Where Are the Opportunities in Private Investing Today?

Where Are the Opportunities in Private Investing Today?

Over the past two years, the upheaval of the pandemic has resulted in seismic shifts to many areas of the investing landscape – that includes private markets. Private investments have long attracted savvy investors looking for the potential for returns that outpace the public markets. But what does the private investing environment look like today, and where are the opportunities that investors should be looking for? Below, John Geis and James Parr of Cresset Partners share their perspective on the current state of the private markets and what investors should be aware of:

So much has changed over the past two years as a result of the pandemic. What are some of the key drivers that are influencing your investing decisions today as compared to pre-COVID?

Geis: The pandemic has tested all businesses, but the experience has also underscored the importance of investing in resilient and durable businesses. So, our approach at Cresset Partners hasn’t fundamentally changed. That said, the pandemic affirmed our view as long-term investors that great people leading strong organizations with identifiable moats is, and always will be, paramount.

Parr: As John said, we have always been focused on non-cyclical industries that have long-term tailwinds supporting their future growth. That said, there are particular winners and losers within industries, which has put greater emphasis on strong management teams and nimble business models. For example, health care adapting telemedicine, or the supply chain effects on the logistics industry as a result of how people have changed their buying habits through the pandemic.

What are the industries that currently look most attractive to you from a private investment standpoint, and why?

Geis: Healthcare and wellness, food and beverage, and financial services are Cresset’s focus areas. All of these sectors exhibit the same fundamental building blocks: large and growing markets, less correlation to the broader market, fragmentation, and attractive profit margins. Of course, there are subsectors within each of those industries that are more or less appealing. The aperture of our investment mandate is open so that we can curate the highest-quality, risk-adjusted returns for our limited partners.

Parr: Further expanding on the industries that John references above, health care continues to be an attractive opportunity because of the massive amount of change and innovation happening. That disruption, such as rethinking value-based care, has spurred private companies to develop interesting new business models. Similarly, the pace of innovation in asset management, and the massive amount of wealth creation happening, makes certain firms within this sector appealing, particularly those that have the scale to constructively disrupt traditional ways of doing things.
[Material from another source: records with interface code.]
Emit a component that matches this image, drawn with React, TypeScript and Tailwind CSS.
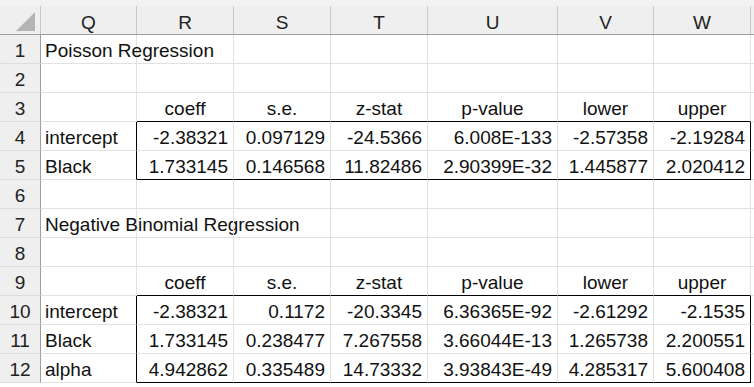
import React from "react";

// column widths include the 1px right gridline
const cols = [
  { key: "Q", w: "w-[96px]" },
  { key: "R", w: "w-[97px]" },
  { key: "S", w: "w-[97px]" },
  { key: "T", w: "w-[97px]" },
  { key: "U", w: "w-[130px]" },
  { key: "V", w: "w-[96px]" },
  { key: "W", w: "w-[97px]" },
];

type Cell = { text?: string; align?: "left" | "center" | "right" };

const heads = ["coeff", "s.e.", "z-stat", "p-value", "lower", "upper"];

const nums = (label: string, vals: string[]): Cell[] => [
  { text: label },
  ...vals.map((t) => ({ text: t, align: "right" as const })),
];

const rows: Cell[][] = [
  [{ text: "Poisson Regression" }],
  [],
  [{}, ...heads.map((h) => ({ text: h, align: "center" as const }))],
  nums("intercept", ["-2.38321", "0.097129", "-24.5366", "6.008E-133", "-2.57358", "-2.19284"]),
  nums("Black", ["1.733145", "0.146568", "11.82486", "2.90399E-32", "1.445877", "2.020412"]),
  [],
  [{ text: "Negative Binomial Regression" }],
  [],
  [{}, ...heads.map((h) => ({ text: h, align: "center" as const }))],
  nums("intercept", ["-2.38321", "0.1172", "-20.3345", "6.36365E-92", "-2.61292", "-2.1535"]),
  nums("Black", ["1.733145", "0.238477", "7.267558", "3.66044E-13", "1.265738", "2.200551"]),
  nums("alpha", ["4.942862", "0.335489", "14.73332", "3.93843E-49", "4.285317", "5.600408"]),
];

// row numbers (1-based) that sit inside a black-bordered box
const boxes = [
  { top: 4, bottom: 5 },
  { top: 10, bottom: 12 },
];

export default function App() {
  return (
    <div className="w-[754px] h-[387px] bg-white overflow-hidden text-[19px] leading-[19px] text-[#111] font-['Liberation_Sans',Arial,sans-serif]">
      {/* top strip */}
      <div className="h-[6px] bg-[#f3f1f3]" />

      {/* column header */}
      <div className="flex h-[29px] bg-[#efefef] border-b border-[#9e9e9e]">
        <div className="w-[41px] shrink-0 relative border-r border-[#c8c8c8]">
          <div className="absolute right-[5px] bottom-[3px] w-0 h-0 border-l-[19px] border-l-transparent border-b-[19px] border-b-[#b4b4b4]" />
        </div>
        {cols.map((c) => (
          <div
            key={c.key}
            className={`${c.w} shrink-0 flex items-end justify-center pb-[2px] border-r border-[#c8c8c8] text-[#222]`}
          >
            {c.key}
          </div>
        ))}
        <div className="flex-1" />
      </div>

      {rows.map((cells, i) => {
        const r = i + 1;
        const boxed = boxes.some((b) => r >= b.top && r <= b.bottom);
        const aboveBox = boxes.some((b) => b.top - 1 === r);
        const boxBottom = boxes.some((b) => b.bottom === r);
        return (
          <div key={r} className="flex h-[29px]">
            <div className="w-[41px] shrink-0 flex items-end justify-center pb-[3px] bg-[#efefef] border-r border-b border-r-[#9e9e9e] border-b-[#dcdcdc] text-[#222]">
              {r}
            </div>
            {cols.map((c, ci) => {
              const cell = cells[ci] ?? {};
              const rightBlack = boxed && (ci === 0 || ci === cols.length - 1);
              const bottomBlack = ci > 0 && (aboveBox || (boxed && boxBottom));
              const align =
                cell.align === "right"
                  ? "justify-end pr-[5px]"
                  : cell.align === "center"
                  ? "justify-center"
                  : "justify-start pl-[4px]";
              return (
                <div
                  key={c.key}
                  className={`${c.w} shrink-0 flex items-end pb-[3px] whitespace-nowrap border-r border-b ${align} ${
                    rightBlack ? "border-r-black" : "border-r-[#e1e1e1]"
                  } ${bottomBlack ? "border-b-black" : "border-b-[#e1e1e1]"}`}
                >
                  {cell.text ?? ""}
                </div>
              );
            })}
            <div className="flex-1 border-b border-[#e1e1e1]" />
          </div>
        );
      })}
    </div>
  );
}
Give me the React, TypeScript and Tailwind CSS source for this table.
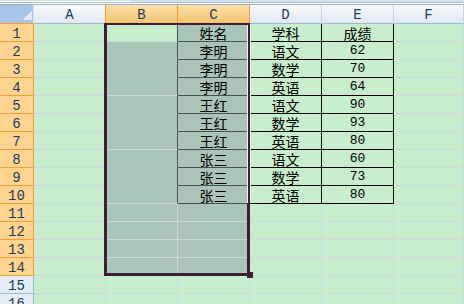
import React from "react";

const names = ["姓名", "李明", "李明", "李明", "王红", "王红", "王红", "张三", "张三", "张三"];
const subjects = ["学科", "语文", "数学", "英语", "语文", "数学", "英语", "语文", "数学", "英语"];
const scores = ["成绩", "62", "70", "64", "90", "93", "80", "60", "73", "80"];

// cell fills
const GREEN = "bg-[#c7edcc]";
const SEL = "bg-[#abc4b9]";
// gridlines
const GR = "border-r-[#d0d7e5]";
const GB = "border-b-[#d0d7e5]";
const SR = "border-r-[#c9d7d6]";
const SB = "border-b-[#c9d7d6]";
const SBN = "border-b-[#abc4b9]";
// table borders (inside the selection they are tinted)
const TR = "border-r-[#44544f]";
const TB = "border-b-[#44544f]";
const KR = "border-r-black";
const KB = "border-b-black";

const HEAD_FONT = "font-['Liberation_Mono',monospace] text-[14px] text-[#1f3b5c]";
const CJK = "font-['Noto_Sans_CJK_SC',sans-serif] text-[14px] text-black";
const NUM = "font-['Liberation_Mono',monospace] text-[13px] text-black";

type CellProps = {
  w: string;
  bg: string;
  r: string;
  b: string;
  text?: string;
};

function Cell({ w, bg, r, b, text }: CellProps) {
  const isNum = text !== undefined && /^[0-9]+$/.test(text);
  return (
    <div
      className={`${w} h-[18px] shrink-0 border-r border-b ${bg} ${r} ${b} flex items-center justify-center leading-none ${
        isNum ? NUM : CJK
      }`}
    >
      {text}
    </div>
  );
}

function TopStrip() {
  return (
    <div className="h-[5px] flex flex-col">
      <div className="h-[2px] flex">
        <div className="w-[130px] bg-white border-t border-t-[#cfe6cc]" />
        <div className="flex-1 bg-[#d6e0ec]" />
      </div>
      <div className="h-px bg-[#a9bedb]" />
      <div className="h-px bg-white" />
      <div className="h-px bg-[#9fb4cc]" />
    </div>
  );
}

function HeaderRow() {
  const normal =
    "h-[19px] shrink-0 border-r border-b bg-linear-to-b from-[#f7f9fc] to-[#e1e8f2] border-b-[#9eb6ce] flex items-center justify-center pt-[2px] leading-none";
  const active =
    "h-[19px] shrink-0 border-r border-b bg-linear-to-b from-[#fbe0ab] to-[#f5c470] border-r-[#f29c3c] border-b-[#f29c3c] flex items-center justify-center pt-[2px] leading-none";
  return (
    <div className="flex">
      <div className="w-[34px] h-[19px] shrink-0 border-r border-b border-r-[#dbe5f3] border-b-[#f29c3c] bg-[#a9c4e9] flex items-end justify-end pr-[1px] pb-[3px]">
        <svg width="9" height="9" viewBox="0 0 9 9">
          <polygon points="8.5,0.5 8.5,8.5 0.5,8.5" fill="#e2eaf6" stroke="#f3f7fc" strokeWidth="0.6" />
        </svg>
      </div>
      <div className={`w-[72px] border-r-[#f29c3c] ${normal} ${HEAD_FONT}`}>A</div>
      <div className={`w-[72px] ${active} ${HEAD_FONT}`}>B</div>
      <div className={`w-[72px] ${active} ${HEAD_FONT}`}>C</div>
      <div className={`w-[72px] border-r-[#c5d2e3] ${normal} ${HEAD_FONT}`}>D</div>
      <div className={`w-[72px] border-r-[#c5d2e3] ${normal} ${HEAD_FONT}`}>E</div>
      <div className={`w-[70px] border-r-[#c5d2e3] ${normal} ${HEAD_FONT}`}>F</div>
    </div>
  );
}

function Row({ r }: { r: number }) {
  const inSel = r <= 14;
  const inTable = r <= 10;
  const head = inSel
    ? "bg-[#fed490] border-r-[#f29c3c] border-b-[#f29c3c]"
    : "bg-[#e4ecf7] border-r-[#9eb6ce] border-b-[#9eb6ce]";

  // column B
  let bB = GREEN;
  let bR = GR;
  let bBot = GB;
  if (r === 1) {
    bB = GREEN;
    bR = TR;
    bBot = SB;
  } else if (inSel) {
    bB = SEL;
    bR = inTable ? TR : SR;
    bBot = [4, 7, 10, 11, 12, 13].includes(r) ? SB : SBN;
  }

  // column C
  const cB = inSel ? SEL : GREEN;
  const cR = inTable ? TR : inSel ? SR : GR;
  const cBot = inTable ? TB : inSel ? SB : GB;

  return (
    <div className="flex">
      <div
        className={`w-[34px] h-[18px] shrink-0 border-r border-b ${head} flex items-center justify-center pt-[2px] leading-none ${HEAD_FONT}`}
      >
        {r}
      </div>
      <Cell w="w-[72px]" bg={GREEN} r={GR} b={GB} />
      <Cell w="w-[72px]" bg={bB} r={bR} b={bBot} />
      <Cell w="w-[72px]" bg={cB} r={cR} b={cBot} text={inTable ? names[r - 1] : undefined} />
      <Cell
        w="w-[72px]"
        bg={GREEN}
        r={inTable ? KR : GR}
        b={inTable ? KB : GB}
        text={inTable ? subjects[r - 1] : undefined}
      />
      <Cell
        w="w-[72px]"
        bg={GREEN}
        r={inTable ? KR : GR}
        b={inTable ? KB : GB}
        text={inTable ? scores[r - 1] : undefined}
      />
      <Cell w="w-[70px]" bg={GREEN} r={GR} b={GB} />
    </div>
  );
}

export default function App() {
  const rows = Array.from({ length: 16 }, (_, i) => i + 1);
  return (
    <div className="w-[464px] h-[304px] overflow-hidden bg-[#c7edcc] relative select-none">
      <TopStrip />
      <HeaderRow />
      {rows.map((r) => (
        <Row key={r} r={r} />
      ))}
      {/* selection outline B1:C14 */}
      <div className="absolute left-[104px] top-[23px] w-[146px] h-[253px] border-solid border-[#3c1f33] border-t-2 border-l-[3px] border-r-[3px] border-b-[3px] pointer-events-none" />
      <div className="absolute left-[247px] top-[25px] w-px h-[178px] bg-[#eef3f1]" />
      <div className="absolute left-[250px] top-[24px] w-px h-[179px] bg-[#eef3f1]" />
      {/* fill handle */}
      <div className="absolute left-[247px] top-[272px] w-[6px] h-[6px] bg-[#3c1f33]" />
    </div>
  );
}
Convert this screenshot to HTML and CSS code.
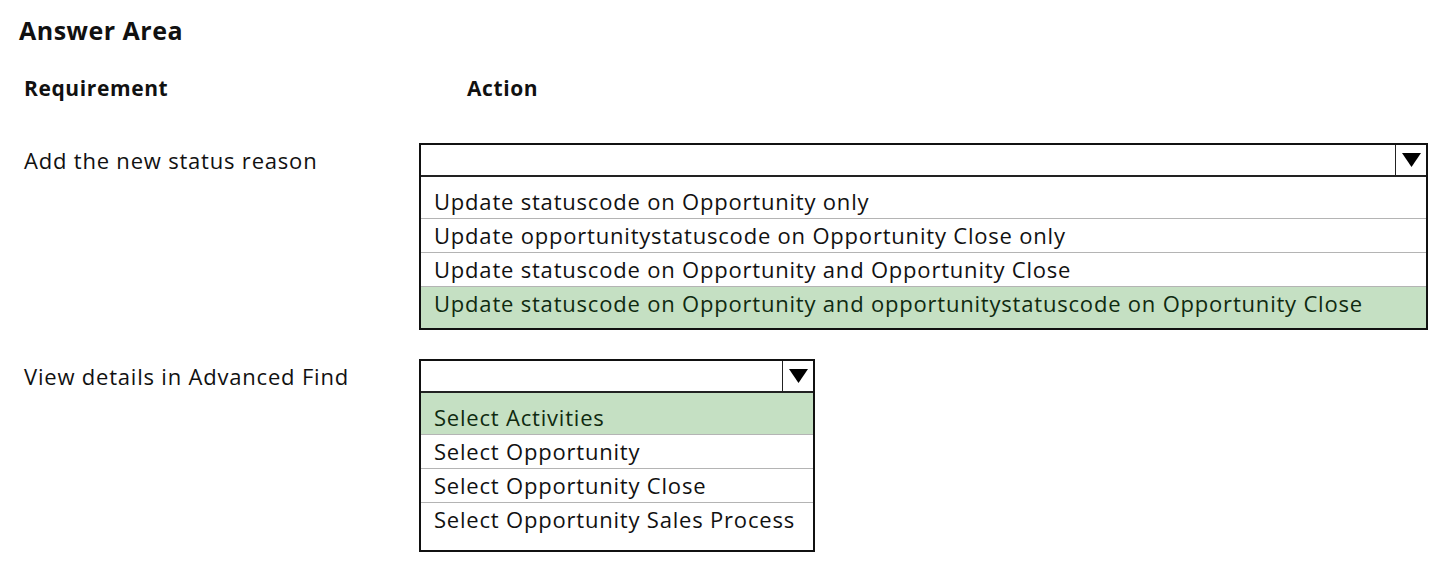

What opportunities do private markets present that are less attainable through the public markets?

Geis: The trend has been for many companies to choose to stay private for longer periods of time, so there’s a substantial and growing universe of investable companies in the private markets. But, more important is the opportunity for lower middle market and middle market companies to access resources to grow and execute on their growth initiatives over longer time horizons. For a long-term investor, this is a fundamental advantage that can accrete significant value to shareholders.

Parr: Reduced exposure to market volatility and the ability to drive and structure attractive risk-adjusted returns is a key advantage of private investing. Also, private investing often offers the ability to exert more control and influence important decisions, such as serving on a board of directors, top-grading management teams, and adding additional resources. Finally, public markets constantly need to appeal to shareholders quarter after quarter, so they can be incentivized to have a short-term focus. Private investing is focused on longer-term returns and therefore can make meaningful investments to better position a company for future value creation.

How do you see the current private investing environment playing out? Where do you foresee the opportunities going forward?

Geis: I view the next 5-10 years as a continuation, albeit accelerated, of existing trends in private investing. There are a massive number of businesses that will continue to transact as a function of founding entrepreneurs retiring, which will result in continued consolidation of certain industries. There’s also a significant amount of private equity capital that will fuel M&A across the entire private company landscape. At Cresset Partners, we’re focused on investing in founder-owned businesses that have “crossed the chasm” in terms of the business’ size and scale. We’re open to minority recaps and minority growth investments in businesses like these, where we can bring significant experience and rigor to bear, but not directly compete with the thousands of private equity sponsors that traditionally desire control buyout transactions. We have observed that with the right partner aboard, founder-owned businesses can unlock tremendous value over a longer hold period.

Parr: Technology and innovation continue to accelerate. As the saying goes, the only constant is change. That change creates opportunities, and the key is to be able to identify and react quickly and thoughtfully to the changes happening across industries. Even disruptions such as increasing labor costs and production costs create opportunities for innovative businesses, such as the emergence of robotics and automation to supplement manual labor. Companies that embrace change and invest in growth will continue to be successful and attract the significant amount of private equity capital John mentioned above.

Clearly, there is a lot of opportunity. How does an investor new to the private markets get started?

Geis: There are a select number of wealth managers and RIAs with institutional-grade private markets investing expertise. I recommend working with a firm that offers access to high-quality direct opportunities where, over time, one can construct a diversified portfolio of private company positions. Alternatively, a private equity secondaries fund can be interesting for an investor with more limited liquidity.

Parr: Private markets are typically difficult for retail investors to access. However, as John noted, there are a select number of firms that have dedicated private investing teams with deep knowledge in the space, as opposed to firms that rely on a Rolodex of private funds.